Best Practices for a Robust System
- Security: Store API keys (ElevenLabs, Intercom) securely using environment variables or a secrets manager. Never hardcode them.
- Error Handling: Implement comprehensive error handling. What if ElevenLabs is down? What if a language isn’t supported? Have fallbacks, perhaps to a standard text message or log the error for manual follow-up.
- Scalability: Ensure your middleware can handle the volume of new user signups. Serverless functions are generally good for this.
- Performance: Minimize latency. Voice generation and file hosting should be quick. Consider regions for your services if global performance is critical.
- Cost Management: Be aware of API call costs for ElevenLabs, Intercom (if applicable for high volume messaging), and your middleware/storage services.
- User Experience: Use clear, concise language. Ensure the audio quality is high. Provide a text transcript or summary as an alternative for accessibility or user preference.

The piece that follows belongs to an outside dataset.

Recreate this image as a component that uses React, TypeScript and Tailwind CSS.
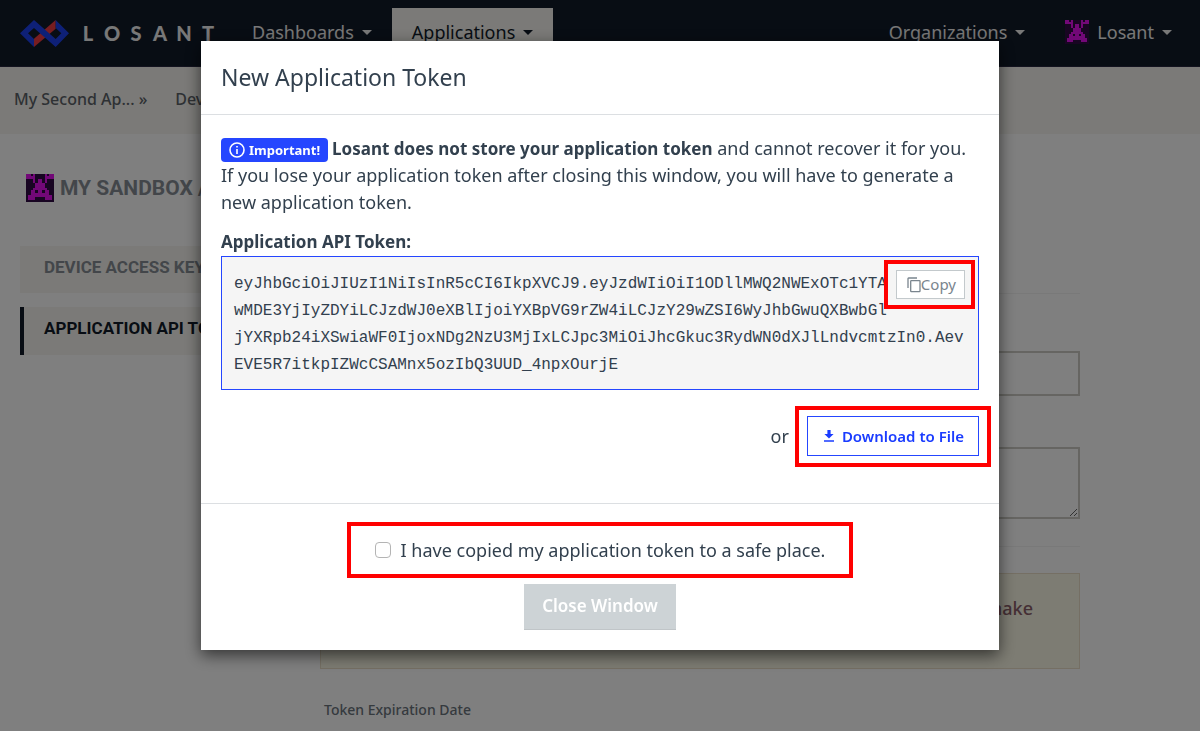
import { useState } from "react";

const TOKEN_LINES = [
  "eyJhbGciOiJIUzI1NiIsInR5cCI6IkpXVCJ9.eyJzdWIiOiI1ODllMWQ2NWExOTc1YTA",
  "wMDE3YjIyZDYiLCJzdWJ0eXBlIjoiYXBpVG9rZW4iLCJzY29wZSI6WyJhbGwuQXBwbGl",
  "jYXRpb24iXSwiaWF0IjoxNDg2NzU3MjIxLCJpc3MiOiJhcGkuc3RydWN0dXJlLndvcmtzIn0.Aev",
  "EVE5R7itkpIZWcCSAMnx5ozIbQ3UUD_4npxOurjE",
];

const AVATAR_ROWS = [
  "##.#....#.##",
  "####....####",
  "...#.##.#...",
  "...#.##.#...",
  "....####....",
  "....####....",
  "...######...",
  "..##.##.##..",
  "..########..",
  ".##########.",
  ".###....###.",
  "............",
];

function LogoMark() {
  return (
    <svg width="49" height="27" viewBox="0 0 147 81" aria-hidden="true">
      <polygon points="107,0 107,26 42,81 42,56" fill="#f03a40" />
      <polygon points="42,81 0,40 42,0 107,57 124,40 107,24 107,0 147,40 107,81 42,24 24,40 42,57" fill="#1c41ee" />
    </svg>
  );
}

function Avatar({ className }: { className?: string }) {
  return (
    <svg className={className} viewBox="0 0 12 12" shapeRendering="crispEdges" aria-hidden="true">
      <rect width="12" height="12" fill="#300a45" />
      {AVATAR_ROWS.flatMap((row, y) =>
        row.split("").map((cell, x) =>
          cell === "#" ? <rect key={`${x}-${y}`} x={x} y={y} width="1" height="1" fill="#e410ee" /> : null,
        ),
      )}
    </svg>
  );
}

function Caret() {
  return <span className="inline-block border-x-5 border-t-5 border-x-transparent border-t-current" />;
}

function InfoIcon() {
  return (
    <svg width="16" height="16" viewBox="0 0 16 16" fill="none" stroke="currentColor" aria-hidden="true">
      <circle cx="8" cy="8" r="7" strokeWidth="1.6" />
      <path d="M8 7v5M8 4v1.6" strokeWidth="1.6" />
    </svg>
  );
}

function CopyIcon() {
  return (
    <svg width="14" height="16" viewBox="0 0 14 16" fill="none" stroke="currentColor" strokeWidth="1.3" aria-hidden="true">
      <path d="M1 11V1.6Q1 1 1.6 1H10" />
      <rect x="3.7" y="3.7" width="9.3" height="11" rx="0.6" />
    </svg>
  );
}

function DownloadIcon() {
  return (
    <svg width="10" height="12" viewBox="0 0 10 12" fill="currentColor" aria-hidden="true">
      <path d="M3.4 0h3.2v4H9.6L5 8.6.4 4h3zM0 10.2h10v1.6H0z" />
    </svg>
  );
}

function Frame({ className }: { className: string }) {
  return <span className={`pointer-events-none absolute border-4 border-[#ff0000] ${className}`} />;
}

function Header() {
  return (
    <header className="flex h-[67px] items-center border-b border-[#26263e] bg-[#101a28] pl-5 pr-7 text-lg text-[#f0f0f0]">
      <a href="#home" aria-label="Losant" className="flex items-center gap-[7px]">
        <LogoMark />
        <span className="flex font-['Lato',sans-serif] text-xl font-black">
          {"LOSANT".split("").map((letter) => (
            <span key={letter} className="w-6 text-center">{letter}</span>
          ))}
        </span>
      </a>
      <nav className="flex flex-1 items-end self-stretch">
        <button className="flex h-[58px] items-center gap-2 pl-8 pr-5 pb-2.5">Dashboards <Caret /></button>
        <button className="flex h-[58px] items-center gap-2 bg-[#f6f5f0] px-5 pb-2.5 text-[#101a28]">Applications <Caret /></button>
        <span className="flex-1" />
        <button className="flex h-[58px] items-center gap-2 pb-2.5">Organizations <Caret /></button>
        <button className="ml-10 flex h-[58px] items-center gap-2 pb-2.5">
          <Avatar className="size-6" />
          Losant <Caret />
        </button>
      </nav>
    </header>
  );
}

function Page() {
  return (
    <div className="min-h-screen bg-white">
      <Header />
      <nav className="flex h-[67px] items-center gap-7 bg-[#f6f5f0] px-3.5 pb-1 text-base font-medium text-[#5c6268]">
        <a href="#application">My Second Ap... »</a>
        <a href="#devices">Devices</a>
      </nav>
      <div className="max-w-[1080px] pl-5">
        <h1 className="flex items-center gap-1.5 px-1.5 pt-10 font-['Roboto',sans-serif] text-[21px] leading-7 font-bold text-[#868d94]">
          <Avatar className="size-7" />
          MY SANDBOX /
        </h1>
        <div className="flex gap-5 pt-11">
          <nav className="flex w-[280px] shrink-0 flex-col gap-3.5 font-['Roboto',sans-serif] text-[17px] font-bold">
            <a href="#keys" className="flex h-[47px] items-center bg-[#f6f5f0] pb-1 pl-6 text-[#868d94]">DEVICE ACCESS KEYS</a>
            <a href="#tokens" className="flex h-12 items-center border-l-4 border-[#101a28] bg-[#f6f5f0] pb-1 pl-5 text-[#101a28]">APPLICATION API TOKENS</a>
          </nav>
          <main className="flex flex-1 flex-col">
            <hr className="mt-[47px] border-[#f2f2f2]" />
            <input aria-label="Name" className="mt-[57px] h-[45px] w-full border-2 border-[#cccbc4] px-3" />
            <textarea aria-label="Description" className="mt-[51px] h-[72px] w-full border-2 border-[#cccbc4] px-3" />
            <hr className="mt-[27px] border-[#f2f2f2]" />
            <p className="mt-[26px] h-24 border border-[#eadfc8] bg-[#faf8e6] px-[46px] pt-5 text-right text-lg font-medium leading-7 text-[#8a5f6a]">make</p>
            <label className="mt-[31px] px-1 text-sm font-medium text-[#6b747d]">Token Expiration Date</label>
          </main>
        </div>
      </div>
    </div>
  );
}

function TokenDialog() {
  const [copied, setCopied] = useState(false);
  return (
    <div
      role="dialog"
      aria-labelledby="dialog-title"
      className="mx-auto w-full max-w-[798px] bg-white text-lg text-[#32404e] shadow-[0_5px_15px_rgba(0,0,0,0.6)]"
    >
      <header className="border-b border-[#dcdfe2] px-5 pt-5 pb-[21px]">
        <h2 id="dialog-title" className="text-[23px] leading-8">New Application Token</h2>
      </header>
      <div className="px-5 pt-5 pb-[47px]">
        <p className="leading-[27px]">
          <span className="mr-1 inline-flex h-6 items-center gap-1 rounded-sm bg-[#2546ff] px-2 align-middle text-[13px] font-bold text-white">
            <InfoIcon /> Important!
          </span>
          <strong className="text-[17px] font-bold">Losant does not store your application token</strong> and cannot recover it for you.
          If you lose your application token after closing this window, you will have to generate a new application token.
        </p>
        <p className="mt-3 mb-px text-[17px] font-bold leading-[27px]">Application API Token:</p>
        <div className="relative border border-[#2546ff] bg-[#f5f5f5] px-3 pt-3.5 pb-2.5">
          <code className="flex flex-col items-start font-['Liberation_Mono',monospace] text-base leading-[27px]">
            {TOKEN_LINES.map((line) => (
              <span key={line}>{line}</span>
            ))}
          </code>
          <div className="absolute right-[13px] top-[13px]">
            <button className="flex h-[29px] items-center border border-[#c3c9cc] bg-white pl-2.5 pr-2 text-[15px] text-[#7a858e]">
              <CopyIcon /> Copy
            </button>
            <Frame className="-left-3 -right-2.5 -inset-y-2.5" />
          </div>
        </div>
        <div className="mt-[26px] flex items-center justify-end gap-[18px]">
          or
          <div className="relative">
            <button className="flex h-10 items-center gap-2 border border-[#2546ff] pl-4 pr-3.5 text-[15px] font-semibold text-[#1a3cff]">
              <DownloadIcon /> Download to File
            </button>
            <Frame className="-inset-x-3 -top-2.5 -bottom-[11px]" />
          </div>
        </div>
      </div>
      <footer className="flex flex-col items-center border-t border-[#dcdfe2] px-5 pt-8 pb-5">
        <label className="relative flex items-center gap-2.5">
          <input
            type="checkbox"
            checked={copied}
            onChange={(event) => setCopied(event.target.checked)}
            className="size-4 appearance-none rounded-sm border border-[#b4b4b4] bg-white checked:bg-[#2546ff]"
          />
          I have copied my application token to a safe place.
          <Frame className="-inset-x-7 -inset-y-3.5" />
        </label>
        <button disabled={!copied} className="mt-5 h-[46px] border-b border-[#c0c5c8] bg-[#cdd3d6] px-[18px] text-[17px] font-semibold text-white">
          Close Window
        </button>
      </footer>
    </div>
  );
}

export default function App() {
  return (
    <div className="font-['Noto_Sans',sans-serif]">
      <Page />
      <div className="fixed inset-0 bg-black/50 pt-[41px]">
        <TokenDialog />
      </div>
    </div>
  );
}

- Maintainability: Keep your language templates organized. Version control your middleware code.
Conclusion: Elevate Your Welcome Experience
Integrating ElevenLabs’ AI voice generation with Intercom offers a powerful way to create a truly dynamic, personal, and multilingual customer welcome experience. By moving beyond text, you can foster stronger connections, improve accessibility, and make a memorable first impression that boosts customer satisfaction and retention.
While this guide provides a technical foundation, the creative possibilities are vast. Experiment with different voices, message styles, and emotional tones to find what resonates best with your audience. Embrace the power of voice to transform your customer onboarding from a routine process into a delightful and engaging interaction.